There was must and mildew on the walls. Checkers and zig-zags etched into the cement, dank wall, almost making it pretty. If not for the horror down here it would be alluring, mystical and enticing. There will be no mention of this place because of the rumors, because of the judgements. There is no love for those places deemed illogical and whimsical. Only the forget-me-nots and odd balls inhabit this inhabitable place. But I won’t apologize for its darkness. I refuse to paint my brush of blue along the wall. It is not meant to be altered. To do so would insult its journey and evolution. To at last separate ourselves from our senses means perhaps for one snuffed out moment, we can truly love.

Monday, August 10, 2009

be so

He landed here and instantly was dispersed, into life, into its fragments and pieces. He was cast into feathers and stone and liquid to know their forms, fundamentally apart yet metaphorically cloned. For it was empty space that found the stagnant bodies lying helplessly in the muddied bogs.
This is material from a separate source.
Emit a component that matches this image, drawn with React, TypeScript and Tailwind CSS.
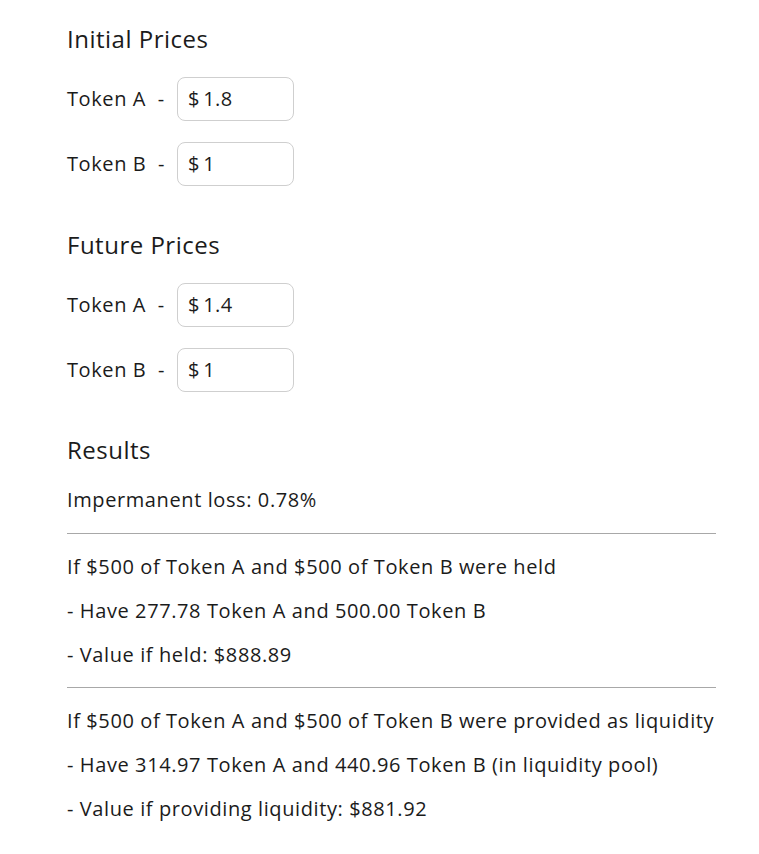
import React from 'react';

const font = { fontFamily: '"Open Sans", "DejaVu Sans", sans-serif' };

function PriceRow({ label, value }: { label: string; value: string }) {
  return (
    <div className="flex items-center h-[44px]">
      <span className="w-[110px] text-[20px] tracking-[0.6px]">{label}&nbsp; -</span>
      <div className="w-[117px] h-[44px] rounded-[8px] border border-[#cfcfcf] flex items-center pl-[10px] text-[20px] tracking-[0.3px]">
        $&thinsp;{value}
      </div>
    </div>
  );
}

export default function App() {
  return (
    <div className="bg-white text-[#1b1b1b] min-h-[854px] pl-[67px] pr-[43px] pt-[23px]" style={font}>
      <h2 className="text-[24px] leading-[32px] font-medium tracking-[0.5px]">Initial Prices</h2>
      <div className="mt-[22px]">
        <PriceRow label="Token A" value="1.8" />
      </div>
      <div className="mt-[21px]">
        <PriceRow label="Token B" value="1" />
      </div>

      <h2 className="mt-[43px] text-[24px] leading-[32px] font-medium tracking-[0.5px]">Future Prices</h2>
      <div className="mt-[22px]">
        <PriceRow label="Token A" value="1.4" />
      </div>
      <div className="mt-[21px]">
        <PriceRow label="Token B" value="1" />
      </div>

      <h2 className="mt-[42px] text-[24px] leading-[32px] font-medium tracking-[0.5px]">Results</h2>
      <div className="mt-[20px] text-[20px] leading-[28px] tracking-[0.6px]">
        <p>Impermanent loss: 0.78%</p>
        <hr className="mt-[19px] mb-[19px] border-[#a8a8a8]" />
        <div className="flex flex-col gap-[16px]">
          <p>If $500 of Token A and $500 of Token B were held</p>
          <p>- Have 277.78 Token A and 500.00 Token B</p>
          <p>- Value if held: $888.89</p>
        </div>
        <hr className="mt-[18px] mb-[19px] border-[#a8a8a8]" />
        <div className="flex flex-col gap-[16px]">
          <p>If $500 of Token A and $500 of Token B were provided as liquidity</p>
          <p>- Have 314.97 Token A and 440.96 Token B (in liquidity pool)</p>
          <p>- Value if providing liquidity: $881.92</p>
        </div>
      </div>
    </div>
  );
}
They had lost hope of ever emerging again, as themselves. And crystalline patterns stuck to sidewalks in the big cities, never noticing the waste in their own back yards. He balanced gently on each blade of grass thinking it couldn’t be so, this state of free will.

Sunday, August 9, 2009

Missing....

tones

Notes like anchors on my skin. Landing, digging in and making themselves at home in my psyche. They carry me, wind me around the linearity of people’s thoughts and then dump me, crassly, to free fall unapologetically back to earth. Why do we fear the aftermath so much? Why do we side step every cause of it, even when the cause may be joy? Is it due to its fleetingness, its mockingly transitory nature? Do we calculate all great things by their longevity then? But nothing exists beyond the now. Nothing is as it is, it is merely what it will become.

Saturday, August 8, 2009

>

Patiently waiting to be wowed with sincerity and intent.